Verse 8 – So then, those who are in the flesh cannot please God.
This sums up Romans 7 perfectly… if you are going to focus on your own flesh, your own abilities to do right and wrong you will always fail. You can not please God and will in fact end up at enmity with God – God hates self-righteousness and only desires you to enjoy being a vessel of His righteousness. Why? Because self-righteousness hurts us more than we could ever know.
Note: For more info on the law and self-righteousness I’d encourage you to read my article “What’s the role of the law in the new covenant?” which goes into this topic in much more depth.
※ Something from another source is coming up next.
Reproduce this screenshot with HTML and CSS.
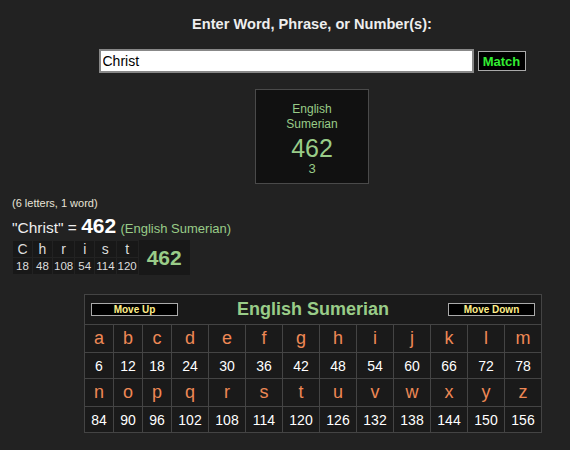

Conclusion – Gnosticism is alive and well in the church today
I’m sure this won’t have convinced many who disagree with me, but at least if it hasn’t I pray that it at least clarifies where I am coming from and that you can see I’m not just making up my argument. I’d honestly be really interested to see someone exegetically teach the presence of a sinful nature in the believer as well as I can the absence of it and I’m no Bible teacher! It’s just too obvious when you read through Romans in context.
The idea that we still have a sinful nature, that only our spirit is whole while our body and soul are still sinful is actually a Gnostic teaching. It’s really interesting when you read historically how much the first church father’s attacked this. In fact you don’t even need to leave the Bible to the first church fathers… John and Paul attacked this Gnostic teaching all the time in their writings! What is more interesting is how we allowed such a heresy to come into the church and not only that but allow it to become a generally accepted teaching!
I can’t help but see this as being a classic case of people reading their experience into scripture. Because we struggle with sin we build a Biblical argument that agrees with us struggling, rather than look to the Bible to see what we should do to free ourselves from the struggle. Namely, believe the struggle is over.